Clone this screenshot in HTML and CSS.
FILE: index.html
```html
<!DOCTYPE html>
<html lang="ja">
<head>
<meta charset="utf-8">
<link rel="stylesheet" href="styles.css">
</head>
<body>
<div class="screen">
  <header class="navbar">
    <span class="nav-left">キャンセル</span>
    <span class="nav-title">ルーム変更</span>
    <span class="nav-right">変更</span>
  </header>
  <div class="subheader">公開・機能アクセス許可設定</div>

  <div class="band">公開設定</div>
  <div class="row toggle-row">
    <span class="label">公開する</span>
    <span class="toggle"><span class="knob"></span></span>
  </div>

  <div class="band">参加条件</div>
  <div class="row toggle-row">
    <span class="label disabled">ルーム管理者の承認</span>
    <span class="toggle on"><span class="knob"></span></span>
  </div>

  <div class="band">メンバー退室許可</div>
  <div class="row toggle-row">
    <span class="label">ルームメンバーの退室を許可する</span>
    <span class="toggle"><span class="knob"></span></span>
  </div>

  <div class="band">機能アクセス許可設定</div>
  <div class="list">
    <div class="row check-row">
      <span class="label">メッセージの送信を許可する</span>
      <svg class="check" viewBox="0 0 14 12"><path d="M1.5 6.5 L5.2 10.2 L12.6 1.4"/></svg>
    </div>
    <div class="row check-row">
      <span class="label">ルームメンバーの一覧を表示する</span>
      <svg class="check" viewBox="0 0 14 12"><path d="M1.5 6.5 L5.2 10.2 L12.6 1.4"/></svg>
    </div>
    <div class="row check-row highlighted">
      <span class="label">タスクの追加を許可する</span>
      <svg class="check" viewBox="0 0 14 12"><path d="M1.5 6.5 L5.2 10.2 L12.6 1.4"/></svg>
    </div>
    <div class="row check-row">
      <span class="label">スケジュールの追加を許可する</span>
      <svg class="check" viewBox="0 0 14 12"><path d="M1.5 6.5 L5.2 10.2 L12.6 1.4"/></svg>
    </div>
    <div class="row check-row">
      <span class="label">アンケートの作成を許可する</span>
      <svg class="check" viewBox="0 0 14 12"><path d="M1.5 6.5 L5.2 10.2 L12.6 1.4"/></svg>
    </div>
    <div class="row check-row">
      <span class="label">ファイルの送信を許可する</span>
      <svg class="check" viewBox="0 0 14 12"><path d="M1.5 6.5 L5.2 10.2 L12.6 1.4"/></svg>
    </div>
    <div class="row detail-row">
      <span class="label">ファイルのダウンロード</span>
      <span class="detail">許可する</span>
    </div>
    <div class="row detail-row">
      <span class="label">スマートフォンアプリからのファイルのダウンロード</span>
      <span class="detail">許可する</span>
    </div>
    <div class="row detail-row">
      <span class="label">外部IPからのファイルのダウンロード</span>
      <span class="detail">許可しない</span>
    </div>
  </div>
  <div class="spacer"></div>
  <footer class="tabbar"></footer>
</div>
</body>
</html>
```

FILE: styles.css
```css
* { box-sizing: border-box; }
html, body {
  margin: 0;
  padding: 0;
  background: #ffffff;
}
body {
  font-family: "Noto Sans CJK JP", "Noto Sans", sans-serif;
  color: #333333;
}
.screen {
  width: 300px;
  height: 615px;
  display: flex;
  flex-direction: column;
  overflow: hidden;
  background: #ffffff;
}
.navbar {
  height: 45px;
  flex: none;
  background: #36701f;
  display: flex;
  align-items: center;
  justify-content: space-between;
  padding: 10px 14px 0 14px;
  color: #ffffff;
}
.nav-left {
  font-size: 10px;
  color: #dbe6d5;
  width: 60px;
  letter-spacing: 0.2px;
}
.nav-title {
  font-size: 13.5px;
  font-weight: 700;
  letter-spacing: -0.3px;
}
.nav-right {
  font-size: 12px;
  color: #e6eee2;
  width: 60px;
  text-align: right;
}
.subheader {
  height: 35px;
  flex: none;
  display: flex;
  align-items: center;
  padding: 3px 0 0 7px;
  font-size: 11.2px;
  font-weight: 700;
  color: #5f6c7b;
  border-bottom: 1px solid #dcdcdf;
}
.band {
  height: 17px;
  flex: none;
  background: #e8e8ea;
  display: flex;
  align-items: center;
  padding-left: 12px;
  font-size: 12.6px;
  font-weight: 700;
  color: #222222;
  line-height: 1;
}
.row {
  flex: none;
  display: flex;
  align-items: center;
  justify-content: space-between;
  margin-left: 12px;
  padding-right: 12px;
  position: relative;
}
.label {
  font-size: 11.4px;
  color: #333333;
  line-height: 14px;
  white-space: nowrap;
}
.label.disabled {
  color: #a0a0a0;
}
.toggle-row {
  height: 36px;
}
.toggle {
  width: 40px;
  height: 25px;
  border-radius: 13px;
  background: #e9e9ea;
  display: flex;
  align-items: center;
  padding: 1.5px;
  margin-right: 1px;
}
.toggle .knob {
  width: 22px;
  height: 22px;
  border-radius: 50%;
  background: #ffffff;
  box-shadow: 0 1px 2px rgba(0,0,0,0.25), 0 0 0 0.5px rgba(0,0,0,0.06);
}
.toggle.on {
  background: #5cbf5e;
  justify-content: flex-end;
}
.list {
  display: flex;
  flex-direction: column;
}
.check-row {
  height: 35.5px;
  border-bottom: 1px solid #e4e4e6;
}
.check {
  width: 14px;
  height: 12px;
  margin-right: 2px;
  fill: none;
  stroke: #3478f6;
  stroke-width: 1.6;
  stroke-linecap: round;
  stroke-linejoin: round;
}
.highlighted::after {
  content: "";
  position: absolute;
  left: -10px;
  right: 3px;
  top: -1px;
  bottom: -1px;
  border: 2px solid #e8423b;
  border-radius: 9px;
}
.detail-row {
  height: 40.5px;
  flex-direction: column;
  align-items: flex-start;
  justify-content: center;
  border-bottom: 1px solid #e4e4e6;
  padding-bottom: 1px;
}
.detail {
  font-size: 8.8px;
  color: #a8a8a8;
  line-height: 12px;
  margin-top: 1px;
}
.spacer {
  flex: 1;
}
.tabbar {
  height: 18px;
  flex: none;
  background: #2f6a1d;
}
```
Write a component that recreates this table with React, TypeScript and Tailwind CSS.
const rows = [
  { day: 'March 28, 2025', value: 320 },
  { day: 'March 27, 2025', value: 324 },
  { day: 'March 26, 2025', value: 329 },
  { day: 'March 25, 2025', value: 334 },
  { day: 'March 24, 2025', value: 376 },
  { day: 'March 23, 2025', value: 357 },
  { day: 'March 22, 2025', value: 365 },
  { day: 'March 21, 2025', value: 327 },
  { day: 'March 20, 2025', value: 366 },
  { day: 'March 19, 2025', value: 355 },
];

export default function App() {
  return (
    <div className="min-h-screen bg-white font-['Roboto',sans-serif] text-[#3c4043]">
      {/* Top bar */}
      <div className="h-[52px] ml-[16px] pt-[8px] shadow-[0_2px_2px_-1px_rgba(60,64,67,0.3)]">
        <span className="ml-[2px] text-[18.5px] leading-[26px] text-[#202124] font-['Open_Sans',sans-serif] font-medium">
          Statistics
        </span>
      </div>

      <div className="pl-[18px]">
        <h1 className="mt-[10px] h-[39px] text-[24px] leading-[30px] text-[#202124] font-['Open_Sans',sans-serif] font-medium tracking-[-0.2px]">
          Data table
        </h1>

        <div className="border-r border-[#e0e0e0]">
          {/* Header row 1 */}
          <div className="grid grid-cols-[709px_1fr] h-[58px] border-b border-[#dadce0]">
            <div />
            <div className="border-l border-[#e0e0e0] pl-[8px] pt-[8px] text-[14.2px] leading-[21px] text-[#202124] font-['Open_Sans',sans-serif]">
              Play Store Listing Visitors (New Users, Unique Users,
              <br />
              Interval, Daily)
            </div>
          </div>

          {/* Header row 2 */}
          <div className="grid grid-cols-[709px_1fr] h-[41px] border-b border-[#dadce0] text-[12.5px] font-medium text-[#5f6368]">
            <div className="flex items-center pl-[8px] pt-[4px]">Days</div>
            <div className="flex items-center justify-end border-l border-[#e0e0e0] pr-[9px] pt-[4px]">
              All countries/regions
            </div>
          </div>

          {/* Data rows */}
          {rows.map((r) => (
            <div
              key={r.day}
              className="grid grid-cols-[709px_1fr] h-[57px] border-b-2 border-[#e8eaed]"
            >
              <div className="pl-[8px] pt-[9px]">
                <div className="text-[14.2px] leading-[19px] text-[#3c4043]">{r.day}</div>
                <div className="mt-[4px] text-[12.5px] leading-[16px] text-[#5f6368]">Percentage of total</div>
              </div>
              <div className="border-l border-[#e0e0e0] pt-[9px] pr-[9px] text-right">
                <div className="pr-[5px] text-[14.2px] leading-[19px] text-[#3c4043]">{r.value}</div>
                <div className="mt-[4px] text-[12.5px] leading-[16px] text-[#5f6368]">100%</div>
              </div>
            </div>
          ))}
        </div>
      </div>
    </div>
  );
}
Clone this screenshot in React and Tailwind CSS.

## YOUR TASK
State the number of lines in the records that contain the string "table", and nothing more.

## RESULT FOR THIS EXERCISE
2